Bei mir zu Hause klingelt es an der Wohnungstür. Meine Frau macht auf. Vor ihr stehen zwei Polizisten. Das ist per se kein gutes Zeichen. Natürlich könnte es sein, dass das gechipte Haustier überfahren wurde und jetzt die amtliche Todesnachricht überbracht wird. „Dürfen wir reinkommen? Sie sollten sich setzen“. Aber wir habe kein Haustier und meiner Frau fällt ein, dass ich ein 24-Stunden-Rennen fahre. Der Nürburgring, insbesondere die Nordschleife, genießt bei den Witwen der Fahrer keinen guten Ruf. Als meine Frau aus ihrer Ohnmacht erwacht, teilt ihr einer der Beamten mit, dass wegen Tank-betrug nach mir gefahndet wird. Das ist nicht schön, aber doch eine gewisse Erleichterung. Aus diesem Wochenende können folgende Erkenntnisse gewonnen werden:

Erstens: Halten sie immer genügend Münzen vorrätig. Bei Sanifair mindestens 70 Cent.

Zweitens: Chinesen haben Respekt vor der Polizei.

Drittens: Geben sie beim Bezahlen immer die Nummer ihrer Zapfsäule bekannt. Sonst wird nämlich nur der Schokoriegel berechnet.

Viertens: Brille aufsetzen, Betrag kontrollieren, Code eingeben. Von dieser stringenten Reihenfolge sollte auch in Extremsituationen nicht abgewichen werden.

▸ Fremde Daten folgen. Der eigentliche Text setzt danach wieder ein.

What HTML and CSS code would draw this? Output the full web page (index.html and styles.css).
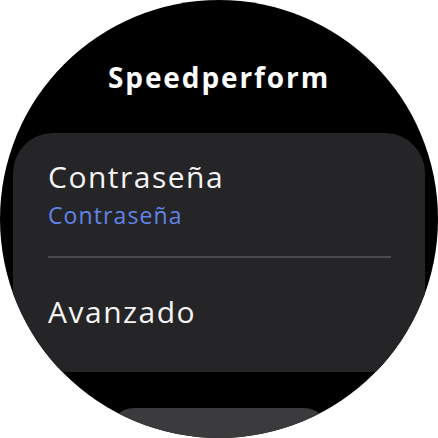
FILE: index.html
```html
<!DOCTYPE html>
<html>
<head>
<meta charset="utf-8">
<link rel="stylesheet" href="styles.css">
</head>
<body>
<div class="watch">
  <div class="title">Speedperform</div>
  <div class="card">
    <div class="item-title">Contraseña</div>
    <div class="item-sub">Contraseña</div>
    <div class="divider"></div>
    <div class="item-title second">Avanzado</div>
  </div>
  <div class="button"></div>
</div>
</body>
</html>
```
FILE: styles.css
```css
html, body {
  margin: 0;
  padding: 0;
  background: #ffffff;
}
body {
  width: 438px;
  height: 438px;
  overflow: hidden;
  font-family: "Open Sans", Roboto, sans-serif;
}
.watch {
  width: 438px;
  height: 438px;
  border-radius: 50%;
  background: #000000;
  overflow: hidden;
  display: flex;
  flex-direction: column;
  align-items: center;
}
.title {
  margin-top: 59px;
  height: 36px;
  line-height: 36px;
  font-size: 28px;
  font-weight: 700;
  letter-spacing: 1.9px;
  color: #ffffff;
  text-align: center;
}
.card {
  margin-top: 38px;
  width: 412px;
  height: 239px;
  flex-shrink: 0;
  box-sizing: border-box;
  background: #252527;
  border-radius: 40px 40px 0 0;
  padding: 26px 34px 0 35px;
}
.item-title {
  font-size: 30px;
  line-height: 36px;
  letter-spacing: 1.5px;
  color: #f4f4f4;
}
.item-sub {
  margin-top: 6px;
  font-size: 23px;
  line-height: 28px;
  letter-spacing: 1.1px;
  color: #6283ea;
}
.divider {
  margin-top: 27px;
  height: 2px;
  background: #4b4b4e;
}
.second {
  margin-top: 36px;
}
.button {
  margin-top: 36px;
  width: 218px;
  height: 60px;
  flex-shrink: 0;
  background: #3b3b3d;
  border-radius: 24px;
}
```
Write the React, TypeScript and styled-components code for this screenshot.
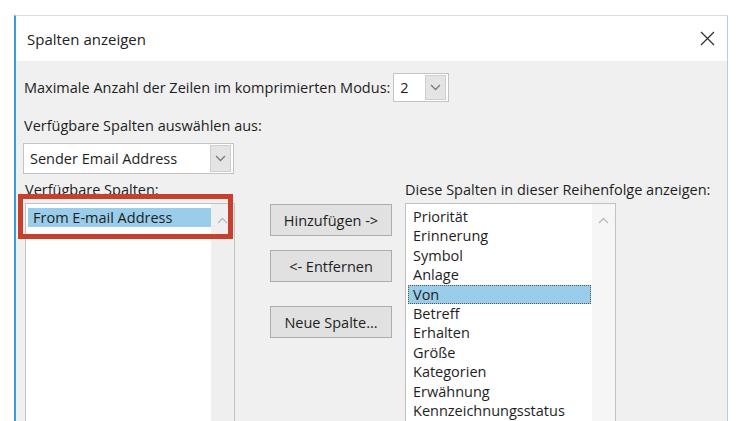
import React from "react";
import styled, { createGlobalStyle } from "styled-components";

const Global = createGlobalStyle`
  html, body { margin: 0; padding: 0; background: #ffffff; }
  body { font-family: "Open Sans", "Noto Sans", sans-serif; color: #1e1e1e; }
  * { box-sizing: border-box; }
`;

const Page = styled.div`
  width: 750px;
  height: 421px;
  overflow: hidden;
  padding: 15px 22px 0 14px;
  background: #ffffff;
`;

const Dialog = styled.div`
  height: 406px;
  display: flex;
  flex-direction: column;
  border-left: 2px solid #3f9bd6;
  border-top: 1px solid #d6dde3;
  border-right: 1px solid #a9d2ec;
  font-size: 14.5px;
`;

const TitleBar = styled.div`
  height: 45px;
  flex: none;
  background: #ffffff;
  display: flex;
  align-items: center;
  justify-content: space-between;
  padding: 0 12px 0 11px;
  font-size: 15px;
  color: #222;
`;

const Body = styled.div`
  flex: 1;
  background: #f0f0f0;
  padding: 12px 0 0 8px;
  display: flex;
  flex-direction: column;
  overflow: hidden;
`;

const Row = styled.div<{ $h: number; $pt?: number }>`
  height: ${(p) => p.$h}px;
  padding-top: ${(p) => p.$pt ?? 0}px;
  display: flex;
  align-items: center;
  flex: none;
`;

const Combo = styled.div<{ $w: number; $h: number; $ml: number }>`
  width: ${(p) => p.$w}px;
  height: ${(p) => p.$h}px;
  margin-left: ${(p) => p.$ml}px;
  background: #ffffff;
  border: 1px solid #c4c4c4;
  display: flex;
  align-items: center;
  justify-content: space-between;
  padding: 1px 2px 1px 6px;
`;

const ComboBtn = styled.div`
  width: 21px;
  align-self: stretch;
  background: #e4e4e4;
  border: 1px solid #cfcfcf;
  display: flex;
  align-items: center;
  justify-content: center;
`;

const Main = styled.div`
  display: grid;
  grid-template-columns: 210px 170px 211px;
  margin-left: 1px;
  flex: 1;
`;

const Column = styled.div`
  display: flex;
  flex-direction: column;
  position: relative;
`;

const Label = styled.div`
  height: 26px;
  padding-top: 4px;
  display: flex;
  align-items: center;
  white-space: nowrap;
`;

const List = styled.div`
  flex: 1;
  margin-top: 3px;
  background: #ffffff;
  border: 1px solid #c2c2c2;
  border-bottom: none;
  display: grid;
  grid-template-columns: 1fr 23px;
  padding: 3px 0 0 1px;
`;

const Items = styled.div`
  display: flex;
  flex-direction: column;
  line-height: 19.4px;
  padding-left: 1px;
`;

const Item = styled.div<{ $sel?: boolean }>`
  padding-left: 5px;
  background: ${(p) => (p.$sel ? "#99cde9" : "transparent")};
  outline: ${(p) => (p.$sel ? "1px dotted #555" : "none")};
  outline-offset: -1px;
  margin-right: 1px;
  white-space: nowrap;
`;

const LeftItem = styled.div`
  background: #9acde9;
  height: 19px;
  line-height: 19px;
  padding-left: 5px;
  margin: 1px 0 0 1px;
  white-space: nowrap;
`;

const Scroll = styled.div<{ $bg: string }>`
  background: ${(p) => p.$bg};
  margin-top: -3px;
  display: flex;
  justify-content: center;
  padding-top: 13px;
`;

const Highlight = styled.div`
  position: absolute;
  left: -7px;
  top: 20px;
  width: 215px;
  height: 45px;
  border: 5px solid #c8402b;
  pointer-events: none;
`;

const Buttons = styled.div`
  display: flex;
  flex-direction: column;
  padding: 30px 0 0 35px;
  gap: 14px;
`;

const Btn = styled.div<{ $mt?: number }>`
  width: 122px;
  height: 32px;
  margin-top: ${(p) => p.$mt ?? 0}px;
  background: #e1e1e1;
  border: 1px solid #adadad;
  display: flex;
  align-items: center;
  justify-content: center;
  white-space: nowrap;
`;

const Chevron = ({ up }: { up?: boolean }) => (
  <svg width="11" height="7" viewBox="0 0 11 7">
    <path
      d={up ? "M1 6 L5.5 1.5 L10 6" : "M1 1 L5.5 5.5 L10 1"}
      fill="none"
      stroke={up ? "#b9b9b9" : "#7a7a7a"}
      strokeWidth="1.3"
    />
  </svg>
);

const CloseX = () => (
  <svg width="15" height="15" viewBox="0 0 15 15">
    <path d="M1 1 L14 14 M14 1 L1 14" stroke="#333" strokeWidth="1.3" />
  </svg>
);

const rightItems = [
  "Priorität",
  "Erinnerung",
  "Symbol",
  "Anlage",
  "Von",
  "Betreff",
  "Erhalten",
  "Größe",
  "Kategorien",
  "Erwähnung",
  "Kennzeichnungsstatus",
];

export default function App() {
  return (
    <>
      <Global />
      <Page>
        <Dialog>
          <TitleBar>
            <span>Spalten anzeigen</span>
            <CloseX />
          </TitleBar>
          <Body>
            <Row $h={29}>
              <span>Maximale Anzahl der Zeilen im komprimierten Modus:</span>
              <Combo $w={56} $h={29} $ml={3}>
                <span>2</span>
                <ComboBtn>
                  <Chevron />
                </ComboBtn>
              </Combo>
            </Row>
            <Row $h={41} $pt={6}>
              <span>Verfügbare Spalten auswählen aus:</span>
            </Row>
            <Row $h={31}>
              <Combo $w={211} $h={31} $ml={-1}>
                <span>Sender Email Address</span>
                <ComboBtn>
                  <Chevron />
                </ComboBtn>
              </Combo>
            </Row>
            <Main>
              <Column>
                <Label>Verfügbare Spalten:</Label>
                <List>
                  <div>
                    <LeftItem>From E-mail Address</LeftItem>
                  </div>
                  <Scroll $bg="#efefef">
                    <Chevron up />
                  </Scroll>
                </List>
                <Highlight />
              </Column>
              <Buttons>
                <Btn>Hinzufügen -&gt;</Btn>
                <Btn>&lt;- Entfernen</Btn>
                <Btn $mt={10}>Neue Spalte...</Btn>
              </Buttons>
              <Column>
                <Label>Diese Spalten in dieser Reihenfolge anzeigen:</Label>
                <List>
                  <Items>
                    {rightItems.map((t) => (
                      <Item key={t} $sel={t === "Von"}>
                        {t}
                      </Item>
                    ))}
                  </Items>
                  <Scroll $bg="#f6f6f6">
                    <Chevron up />
                  </Scroll>
                </List>
              </Column>
            </Main>
          </Body>
        </Dialog>
      </Page>
    </>
  );
}
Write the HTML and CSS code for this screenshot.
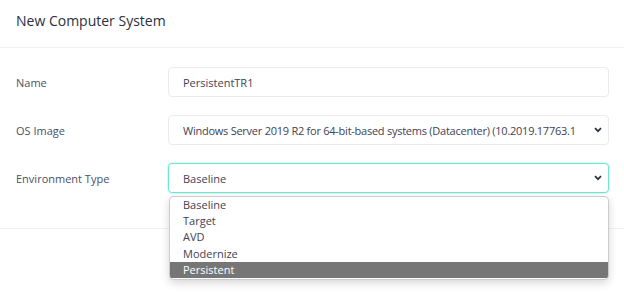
FILE: index.html
```html
<!DOCTYPE html>
<html>
<head>
<meta charset="utf-8">
<link rel="stylesheet" href="styles.css">
</head>
<body>
<div class="modal">
  <div class="modal-header">
    <h1 class="modal-title">New Computer System</h1>
  </div>
  <div class="modal-body">
    <div class="form-row">
      <label class="form-label">Name</label>
      <div class="field">PersistentTR1</div>
    </div>
    <div class="form-row">
      <label class="form-label">OS Image</label>
      <div class="field select">
        <span class="field-text long">Windows Server 2019 R2 for 64-bit-based systems (Datacenter) (10.2019.17763.1</span>
        <svg class="chev" width="8" height="6" viewBox="0 0 8 6"><path d="M1 1.2 L4 4.2 L7 1.2" fill="none" stroke="#2f3447" stroke-width="1.8"/></svg>
      </div>
    </div>
    <div class="form-row">
      <label class="form-label">Environment Type</label>
      <div class="field-wrap">
        <div class="field select focused">
          <span class="field-text">Baseline</span>
          <svg class="chev" width="8" height="6" viewBox="0 0 8 6"><path d="M1 1.2 L4 4.2 L7 1.2" fill="none" stroke="#2f3447" stroke-width="1.8"/></svg>
        </div>
        <ul class="dropdown">
          <li>Baseline</li>
          <li>Target</li>
          <li>AVD</li>
          <li>Modernize</li>
          <li class="active">Persistent</li>
        </ul>
      </div>
    </div>
  </div>
  <div class="modal-footer">
    <button class="btn-primary">Save</button>
  </div>
</div>
</body>
</html>
```

FILE: styles.css
```css
* { box-sizing: border-box; }
html, body { margin: 0; padding: 0; background: #fff; }
body {
  width: 624px;
  height: 292px;
  overflow: hidden;
  font-family: "Open Sans", "DejaVu Sans", sans-serif;
  color: #3f4254;
}
.modal { width: 624px; }
.modal-header {
  padding: 10px 16px 15px;
  border-bottom: 1px solid #eff1f5;
}
.modal-title {
  margin: 0;
  font-size: 14px;
  line-height: 22px;
  font-weight: 400;
  color: #2b2f40;
}
.modal-body {
  padding: 19px 15px 35px 16px;
  display: flex;
  flex-direction: column;
  gap: 18px;
}
.form-row {
  display: grid;
  grid-template-columns: 152px 441px;
  align-items: center;
}
.form-label {
  font-size: 11px;
  color: #4b5064;
}
.field {
  height: 30px;
  border: 1px solid #e9ebf0;
  border-radius: 4px;
  padding: 0 14px;
  font-size: 11px;
  color: #3f4254;
  display: flex;
  align-items: center;
  background: #fff;
}
.field.select { padding-right: 5px; }
.field-text { flex: 1; white-space: nowrap; overflow: hidden; margin-right: 12px; }
.field-text.long { letter-spacing: -0.25px; }
.chev { flex: none; margin-right: 1px; }
.field.focused {
  border-color: #6fe6cf;
  box-shadow: 0 0 0 1px rgba(111, 230, 207, 0.25);
}
.field-wrap { position: relative; }
.dropdown {
  position: absolute;
  left: 1px;
  right: 0;
  top: 33px;
  margin: 0;
  padding: 0 0 1px;
  list-style: none;
  background: #fff;
  border: 1px solid rgba(0, 0, 0, 0.2);
  border-radius: 5px;
  box-shadow: 0 3px 8px rgba(0, 0, 0, 0.16);
  overflow: hidden;
  z-index: 2;
}
.dropdown li {
  font-size: 11px;
  line-height: 16.2px;
  padding: 0 13px;
  color: #3f4254;
}
.dropdown li.active { background: #767676; color: #fff; }
.modal-footer {
  border-top: 1px solid #eff1f5;
  padding: 20px 15px 20px 16px;
  display: flex;
  justify-content: flex-end;
}
.btn-primary {
  height: 29px;
  padding: 0 20px;
  border: none;
  border-radius: 4px;
  background: #4cbf98;
  color: #fff;
  font-family: inherit;
  font-size: 12px;
}
```
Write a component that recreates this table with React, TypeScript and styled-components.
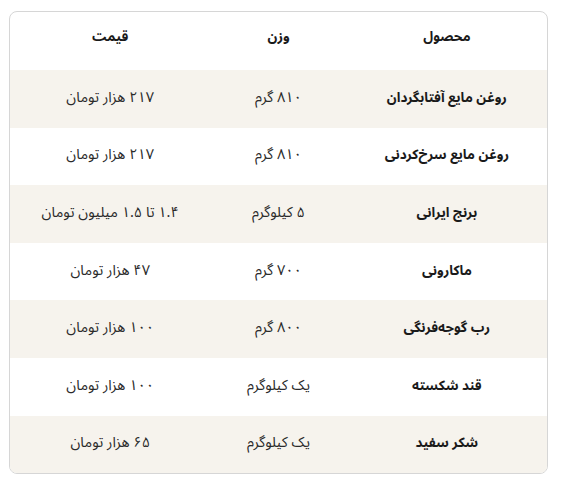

Die Kameras an der Tankstelle haben meinen Weg zur Kasse aufgezeichnet, wodurch mein Wille zur Bezahlung eindeutig bewiesen war. Das Verfahren wurde eingestellt. Der Blitz hinter Stuttgart brachte mir einen Punkt in Flensburg. Beim 24-Stunden-Rennen wurde ich zweiter in meiner Klasse.